In 1937, Walter Cronkite, then a cub reporter for United Press International, surveyed the scene of an explosion in New London, Texas.
Cronkite went on to win fame as a war correspondent covering World War II in Europe and later as a national network news anchor back in the United States.
But he remembered the event many years later, saying, “I did nothing in my studies nor in my life to prepare me for a story of the magnitude of that New London tragedy, nor has any story since that awful day equaled it.”
The main building at the New London School had been destroyed in a natural gas explosion. At least 294 people, mostly students, were killed.
Hundreds more were injured. The tragedy is universally credited with prompting laws for the mandatory odorization of natural gas and propane in the U.S.
State-of-the-Art School System
In 1930, large oil deposits had been found in the New London area. There were soon oil wells everywhere — including 15 on school district property). Oil money quickly boosted the local economy (and the school district’s budget) to such an extent that in 1932 (during the depths of the Great Depression), a brand new, state-of-the-art school was constructed to house students in the first grade through the tweflth grade.
Reportedly, by that time, the school district was the wealthiest in the nation. The grounds of the new school were complete with a football stadium that was the first in the state of Texas to have electric lights.
The school was built on sloping ground, and there was a large open space beneath the structure. The open area ran the entire 253-foot length of the building.
The original plan was to heat the school by means of a steam boiler system. However, the school board overrode this plan and decided to install 72 gas heaters throughout the building. The gas was supplied by United Gas Company for a fee of $300 per month.
All was well with the new school system until January 1937, when the school board made a fatal decision. In order to save the $300 per month fee, the board cancelled its gas service with United Gas and had plumbers tap into a residue gas line owned by one of the drillers on its property, Parade Gasoline Company.
The tap was not authorized by Parade Gasoline Company, but such taps were common practice at the time, and most drillers winked at them.
Back then, the natural gas extracted with the oil was generally considered to be a valueless waste product and was flared off. The raw gas that now fed the school’s heaters varied from day to day in quality. More significantly, the gas was not odorized.
Tragically, the tap was not only unauthorized, but it was also not installed properly, and it was leaking. The leaking gas migrated into — and ultimately filled — the large open space beneath the main high-school building. For some time prior to the explosion, students complained of headaches. However, little notice was given to these early alarms.
On the afternoon of March 18, 1937, there were at least 500 students and about 40 teachers in the main building. By good fortune, the students in the first grade through the fourth grade had been given the afternoon off.

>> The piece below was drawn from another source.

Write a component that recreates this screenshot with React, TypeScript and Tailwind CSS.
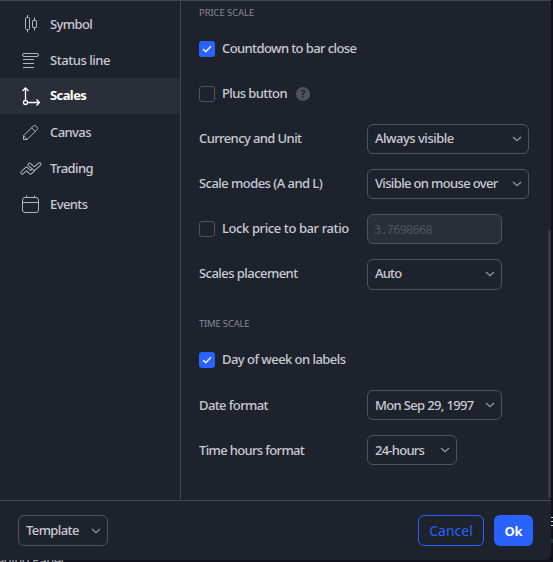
import React from "react";

function Label({ children, className = "" }: { children: React.ReactNode; className?: string }) {
  return <span className={`whitespace-nowrap ${className}`}>{children}</span>;
}

function Chevron() {
  return (
    <svg width="10" height="6" viewBox="0 0 10 6" fill="none" stroke="#9598a1" strokeWidth="1.2" className="shrink-0">
      <path d="M1 1l4 3.7L9 1" />
    </svg>
  );
}

function Select({ text, className = "h-[30px]", textClass = "" }: { text: string; className?: string; textClass?: string }) {
  return (
    <button className={`flex items-center justify-between rounded-md border border-[#50535e] pl-[7px] pr-[6px] ${className}`}>
      <Label className={textClass}>{text}</Label>
      <Chevron />
    </button>
  );
}

function Check({ on = false }: { on?: boolean }) {
  return on ? (
    <span className="flex size-4 shrink-0 items-center justify-center rounded-[3px] bg-[#2962ff]">
      <svg width="16" height="16" viewBox="0 0 16 16" fill="none" stroke="#e4e9f8" strokeWidth="1.5">
        <path d="M4 8.100l2.800 2.500L12 5.300" />
      </svg>
    </span>
  ) : (
    <span className="size-4 shrink-0 rounded-[3px] border border-[#50535e]" />
  );
}

function Row({ label, control }: { label: React.ReactNode; control?: React.ReactNode }) {
  return (
    <div className="flex h-[45px] items-center">
      <div className="flex w-[168px] shrink-0 items-center gap-[7px]">{label}</div>
      {control}
    </div>
  );
}

const tradeUp = "M3.3 18.600L7.500 14.700L11.500 18.600L14 16.200";
const tradeDown = "M10.500 10.500L15.300 14.800L20.500 10.300";

const icons = {
  symbol: (
    <>
      <rect x="6.5" y="7.5" width="4" height="12" rx="1" />
      <path d="M8.5 5v2.5M8.5 19.5v3" />
      <rect x="13.5" y="10.5" width="4" height="7" rx=".5" />
      <path d="M15.5 7.5v3M15.5 17.5v3" />
    </>
  ),
  status: (
    <>
      <rect x="3.5" y="7.5" width="16" height="3" rx="1.5" />
      <path d="M4 13.500h11M4 17.500h11M4 21.500h11" />
    </>
  ),
  scales: (
    <g stroke="#fff" strokeWidth="1.3">
      <circle cx="6.5" cy="20.5" r="2" />
      <path d="M6.500 18.500V6.500M3.500 9l3-3 3 3M8.500 20.500h12M17.500 17.500l3 3-3 3" />
    </g>
  ),
  canvas: (
    <path d="M4.500 21.500V17.800L14.300 8q1.300-1.300 2.600 0l1.100 1.100q1.300 1.300 0 2.600L8.200 21.500zM12.500 9.800l3.700 3.700M4.500 17.800l3.700 3.700" />
  ),
  trading: (
    <g strokeLinecap="round" strokeLinejoin="round">
      <path d={tradeUp} strokeWidth="4" />
      <path d={tradeUp} strokeWidth="2" stroke="#1e222d" />
      <path d={tradeDown} strokeWidth="4" />
      <path d={tradeDown} strokeWidth="2" stroke="#1e222d" />
    </g>
  ),
  events: (
    <>
      <rect x="3.5" y="7.5" width="16" height="15" rx="2.5" />
      <path d="M3.500 12.500h16M7.500 5.500v2M15.500 5.500v2" />
    </>
  ),
};

const nav: [string, React.ReactNode, string, string][] = [
  ["Symbol", icons.symbol, "", ""],
  ["Status line", icons.status, "", "tracking-[-0.45px]"],
  ["Scales", icons.scales, "bg-[#2a2e39] text-white font-bold", "pb-[2px]"],
  ["Canvas", icons.canvas, "", ""],
  ["Trading", icons.trading, "", ""],
  ["Events", icons.events, "", ""],
];

export default function App() {
  return (
    <div className="relative h-[562px] w-[553px] overflow-hidden bg-[#0f121d] font-['Noto_Sans','Liberation_Sans',sans-serif] text-[13px] font-medium leading-[18px] tracking-[-0.6px] text-[#c9cbd3]">
      <div className="absolute right-0 top-[517px] h-[5px] w-[2px] border-y border-[#d1d4dc]" />
      <div className="absolute right-0 top-[525px] h-px w-[2px] bg-[#d1d4dc]" />
      <div className="absolute right-0 top-[539px] h-1 w-[2px] bg-[#2a2e39]" />
      <div className="absolute left-[-12px] top-[551px] text-[#9598a1]">trading Panel</div>
      <div className="relative flex h-[560px] w-[551px] flex-col rounded-br-md border-t border-[#434651] bg-[#1e222d]">
        <div className="flex h-[499px]">
          <nav className="w-[181px] shrink-0 border-r border-[#434651] pt-[5px]">
            {nav.map(([name, icon, cls, labelCls]) => (
              <div key={name} className={`flex h-9 items-center gap-[7px] pl-[19px] ${cls}`}>
                <svg width="24" height="28" viewBox="0 0 24 28" fill="none" stroke="#b2b5be" strokeWidth="1" className="shrink-0">{icon}</svg>
                <Label className={labelCls}>{name}</Label>
              </div>
            ))}
          </nav>
          <main className="relative flex-1 pl-[18px] pt-[3px]">
            <h2 className="h-[22.5px] text-[9.5px] font-normal tracking-[-0.1px] text-[#868993]">PRICE SCALE</h2>
            <Row label={<><Check on /><Label className="pb-[2px]">Countdown to bar close</Label></>} />
            <Row label={<><Check /><Label className="pb-[2px]">Plus button</Label><span className="ml-[2px] flex size-[14px] items-center justify-center rounded-full bg-[#50535e] text-[11px] font-bold tracking-normal text-[#1e222d]">?</span></>} />
            <Row label={<Label className="pb-[2px]">Currency and Unit</Label>} control={<Select text="Always visible" className="h-[30px] w-[162px]" textClass="pb-[2px] tracking-[-0.5px]" />} />
            <Row label={<Label className="pb-[2px] tracking-[-0.55px]">Scale modes (A and L)</Label>} control={<Select text="Visible on mouse over" className="h-[30px] w-[162px]" textClass="pb-[2px] tracking-[-0.65px]" />} />
            <Row
              label={<><Check /><Label className="pb-[2px] tracking-[-0.4px]">Lock price to bar ratio</Label></>}
              control={<div className="flex h-[30px] w-[135px] items-center rounded-md border border-[#50535e] bg-[#2a2e39] pl-[6px] pt-px font-['DejaVu_Sans_Mono',monospace] text-[12px] font-normal tracking-[-0.8px] text-[#50535e]">3.7698668</div>}
            />
            <Row label={<Label className="pb-[2px] tracking-[-0.55px]">Scales placement</Label>} control={<Select text="Auto" className="h-[31px] w-[135px]" textClass="pb-[2px] tracking-[-0.8px]" />} />
            <h2 className="h-[41px] pt-[18px] text-[9.5px] font-normal tracking-[-0.2px] text-[#868993]">TIME SCALE</h2>
            <Row label={<><Check on /><Label className="pb-[2px] tracking-[-0.55px]">Day of week on labels</Label></>} />
            <Row label={<Label>Date format</Label>} control={<Select text="Mon Sep 29, 1997" className="h-[30px] w-[135px]" textClass="tracking-[-0.65px]" />} />
            <Row label={<Label className="tracking-[-0.65px]">Time hours format</Label>} control={<Select text="24-hours" className="h-[30px] w-[90px]" textClass="tracking-[-0.75px]" />} />
            <div className="absolute right-0 top-[229px] h-[268px] w-[3px] rounded-sm bg-[#363a45]" />
          </main>
        </div>
        <footer className="flex flex-1 items-center border-t border-[#434651] px-[18px]">
          <Select text="Template" className="h-[31px] w-[90px]" textClass="pb-px" />
          <button className="ml-auto h-[31px] w-[66px] rounded-md border border-[#2962ff] text-[14px] font-normal tracking-normal text-[#2962ff]">Cancel</button>
          <button className="ml-[10px] h-[31px] w-[39px] rounded-md bg-[#2962ff] font-bold tracking-[-0.2px] text-white">Ok</button>
        </footer>
      </div>
    </div>
  );
}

A PTA meeting was being held in a separate gymnasium, which was not seriously damaged in the explosion.
At 3:17 p.m., a shop teacher turned on an electric sander. This is generally accepted as the source of ignition for the devastating explosion that followed.
The walls of the school bulged, and the roof first lifted and then crashed back down. The building collapsed. The explosion was heard four miles away, and it was so powerful that a two-ton block of concrete was hurled 200 feet away from the building, where it crushed a 1936 Chevrolet.

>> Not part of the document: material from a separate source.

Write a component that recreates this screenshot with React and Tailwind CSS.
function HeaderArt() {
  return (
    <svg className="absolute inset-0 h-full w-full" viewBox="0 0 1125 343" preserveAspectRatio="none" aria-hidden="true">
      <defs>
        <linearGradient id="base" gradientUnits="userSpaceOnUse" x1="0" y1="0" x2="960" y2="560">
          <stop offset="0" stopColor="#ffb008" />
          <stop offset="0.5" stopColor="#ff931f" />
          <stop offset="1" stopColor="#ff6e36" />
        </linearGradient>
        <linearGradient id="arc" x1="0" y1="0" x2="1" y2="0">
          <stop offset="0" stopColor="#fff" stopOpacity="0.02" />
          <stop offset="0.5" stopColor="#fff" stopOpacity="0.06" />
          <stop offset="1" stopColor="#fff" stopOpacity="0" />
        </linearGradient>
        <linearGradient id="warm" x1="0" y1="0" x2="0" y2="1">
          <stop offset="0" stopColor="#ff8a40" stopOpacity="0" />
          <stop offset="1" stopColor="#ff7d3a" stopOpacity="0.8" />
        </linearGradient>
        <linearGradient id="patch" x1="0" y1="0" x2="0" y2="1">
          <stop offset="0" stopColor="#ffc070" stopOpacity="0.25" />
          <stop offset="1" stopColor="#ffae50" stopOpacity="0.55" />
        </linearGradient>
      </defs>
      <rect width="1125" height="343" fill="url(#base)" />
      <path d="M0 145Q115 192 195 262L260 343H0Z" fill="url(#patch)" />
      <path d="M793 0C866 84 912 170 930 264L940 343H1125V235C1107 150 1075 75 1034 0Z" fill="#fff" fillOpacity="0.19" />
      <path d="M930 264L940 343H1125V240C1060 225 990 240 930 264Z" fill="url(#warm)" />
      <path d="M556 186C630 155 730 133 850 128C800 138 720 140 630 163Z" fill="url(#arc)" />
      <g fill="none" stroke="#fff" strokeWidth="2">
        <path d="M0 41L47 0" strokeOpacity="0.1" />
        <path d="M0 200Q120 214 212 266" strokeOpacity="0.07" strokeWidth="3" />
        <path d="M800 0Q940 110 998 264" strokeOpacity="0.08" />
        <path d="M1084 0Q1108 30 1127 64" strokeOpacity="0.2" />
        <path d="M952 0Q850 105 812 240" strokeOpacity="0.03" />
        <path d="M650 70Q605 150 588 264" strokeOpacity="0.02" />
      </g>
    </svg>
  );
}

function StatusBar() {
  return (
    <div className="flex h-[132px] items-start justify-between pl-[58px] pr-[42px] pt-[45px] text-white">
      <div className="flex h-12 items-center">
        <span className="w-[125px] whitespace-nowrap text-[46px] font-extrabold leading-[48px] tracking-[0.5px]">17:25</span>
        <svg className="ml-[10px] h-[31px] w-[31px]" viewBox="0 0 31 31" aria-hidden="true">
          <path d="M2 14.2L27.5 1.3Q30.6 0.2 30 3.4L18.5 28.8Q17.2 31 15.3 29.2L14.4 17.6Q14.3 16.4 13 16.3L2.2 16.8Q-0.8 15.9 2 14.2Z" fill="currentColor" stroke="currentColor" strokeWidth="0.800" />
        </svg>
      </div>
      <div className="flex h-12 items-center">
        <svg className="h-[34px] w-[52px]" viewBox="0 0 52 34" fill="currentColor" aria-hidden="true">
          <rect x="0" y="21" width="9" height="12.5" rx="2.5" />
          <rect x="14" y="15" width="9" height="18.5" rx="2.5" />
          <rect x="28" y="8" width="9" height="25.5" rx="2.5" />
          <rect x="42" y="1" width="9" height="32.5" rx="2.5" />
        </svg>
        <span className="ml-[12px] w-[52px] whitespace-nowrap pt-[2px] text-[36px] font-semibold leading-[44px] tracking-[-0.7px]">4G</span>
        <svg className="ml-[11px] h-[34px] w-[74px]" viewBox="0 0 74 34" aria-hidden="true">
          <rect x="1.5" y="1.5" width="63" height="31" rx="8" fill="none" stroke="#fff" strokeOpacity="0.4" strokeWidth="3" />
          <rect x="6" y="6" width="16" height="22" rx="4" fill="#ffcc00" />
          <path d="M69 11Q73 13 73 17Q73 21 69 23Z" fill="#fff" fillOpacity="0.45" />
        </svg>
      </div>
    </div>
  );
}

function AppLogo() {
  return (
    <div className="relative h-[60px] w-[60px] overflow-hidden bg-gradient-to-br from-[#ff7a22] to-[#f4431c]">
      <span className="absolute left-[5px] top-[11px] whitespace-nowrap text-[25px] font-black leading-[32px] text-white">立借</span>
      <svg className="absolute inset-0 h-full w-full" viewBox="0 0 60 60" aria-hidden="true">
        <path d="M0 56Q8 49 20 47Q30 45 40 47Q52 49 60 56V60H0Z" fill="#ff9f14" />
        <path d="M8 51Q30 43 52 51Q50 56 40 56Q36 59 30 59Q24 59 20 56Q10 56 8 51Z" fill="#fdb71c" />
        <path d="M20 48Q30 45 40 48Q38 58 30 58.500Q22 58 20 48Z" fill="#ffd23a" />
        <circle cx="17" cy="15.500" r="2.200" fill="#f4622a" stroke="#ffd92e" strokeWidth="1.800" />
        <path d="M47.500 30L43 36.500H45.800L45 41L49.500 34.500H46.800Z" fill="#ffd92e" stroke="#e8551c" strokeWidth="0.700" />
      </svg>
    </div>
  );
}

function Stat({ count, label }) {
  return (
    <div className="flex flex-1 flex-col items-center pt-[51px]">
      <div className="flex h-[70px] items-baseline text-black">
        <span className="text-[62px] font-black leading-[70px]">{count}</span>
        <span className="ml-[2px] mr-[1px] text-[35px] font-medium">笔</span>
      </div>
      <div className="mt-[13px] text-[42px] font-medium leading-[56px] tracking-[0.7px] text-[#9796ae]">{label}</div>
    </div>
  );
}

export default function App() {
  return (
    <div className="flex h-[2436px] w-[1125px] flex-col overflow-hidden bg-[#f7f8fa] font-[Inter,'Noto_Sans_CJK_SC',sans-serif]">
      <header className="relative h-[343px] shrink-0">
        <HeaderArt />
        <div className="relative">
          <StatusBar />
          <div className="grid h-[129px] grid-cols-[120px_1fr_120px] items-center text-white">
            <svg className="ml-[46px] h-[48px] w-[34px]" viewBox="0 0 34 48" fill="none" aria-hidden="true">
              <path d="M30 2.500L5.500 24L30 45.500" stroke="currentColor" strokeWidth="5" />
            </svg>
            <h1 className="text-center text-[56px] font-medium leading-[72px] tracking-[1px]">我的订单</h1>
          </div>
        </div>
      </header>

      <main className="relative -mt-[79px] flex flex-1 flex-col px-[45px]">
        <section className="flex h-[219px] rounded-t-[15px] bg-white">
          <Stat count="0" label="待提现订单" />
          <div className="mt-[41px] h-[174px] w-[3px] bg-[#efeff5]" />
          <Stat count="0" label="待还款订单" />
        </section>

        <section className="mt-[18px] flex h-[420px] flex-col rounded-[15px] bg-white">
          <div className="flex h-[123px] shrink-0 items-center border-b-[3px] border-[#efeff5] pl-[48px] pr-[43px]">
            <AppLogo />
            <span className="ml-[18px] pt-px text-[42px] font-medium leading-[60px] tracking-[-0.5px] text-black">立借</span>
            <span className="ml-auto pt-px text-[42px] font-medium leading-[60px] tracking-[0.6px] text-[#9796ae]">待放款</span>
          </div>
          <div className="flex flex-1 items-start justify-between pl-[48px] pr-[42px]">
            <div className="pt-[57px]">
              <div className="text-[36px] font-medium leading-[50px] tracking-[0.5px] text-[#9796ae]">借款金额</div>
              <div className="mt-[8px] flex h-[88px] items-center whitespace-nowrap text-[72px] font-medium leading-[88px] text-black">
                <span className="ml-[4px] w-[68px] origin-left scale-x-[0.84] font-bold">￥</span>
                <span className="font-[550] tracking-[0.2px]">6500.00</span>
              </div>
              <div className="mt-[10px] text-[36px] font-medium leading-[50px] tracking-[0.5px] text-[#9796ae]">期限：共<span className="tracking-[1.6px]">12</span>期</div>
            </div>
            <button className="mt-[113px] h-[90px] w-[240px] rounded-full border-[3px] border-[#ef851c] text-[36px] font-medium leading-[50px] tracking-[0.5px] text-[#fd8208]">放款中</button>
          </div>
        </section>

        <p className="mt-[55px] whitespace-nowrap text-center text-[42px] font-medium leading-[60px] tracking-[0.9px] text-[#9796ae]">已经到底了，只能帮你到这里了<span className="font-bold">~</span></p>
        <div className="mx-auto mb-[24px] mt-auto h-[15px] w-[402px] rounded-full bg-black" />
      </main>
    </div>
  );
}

Those in the PTA meeting rushed to the scene, and within minutes, local residents started to arrive to assist in the desperate rescue and recovery efforts, mostly digging through rubble with bare hands. Oil field workers, discharged from their jobs, soon joined the effort with heavier equipment to move concrete and steel.
The governor sent in the Texas Rangers, the highway patrol and the U.S. National Guard. Thirty doctors, 100 nurses and 25 embalmers arrived from Dallas, Texas. It took over 17 hours to clear the entire scene.
Seventy lawsuits were filed against both the school district and Parade Gasoline Company, but it was a different era then, and the lawsuits were quickly dismissed.
However, the school superintendent was forced to resign — he had lost a son, a niece and a nephew in the explosion. The U.S. Bureau of Mines investigated and quickly discovered the faulty tap on the residue gas line.
Within weeks, the Texas legislature acted. It enacted a registration act to regulate the practice of engineering, due to the improper installation of the tap. More importantly for our industry, it mandated the odorization of all gas used for residential or commercial use.
Other states, as well as the federal government, quickly followed this odorization requirement. Today, these requirements are uniform and well-established in all parts of the country as part of our industry’s safety infrastructure.
The event that prompted these requirements is remembered as the most catastrophic school disaster to occur in the history of the U.S. Today, a museum and a memorial in New London commemorate the disaster.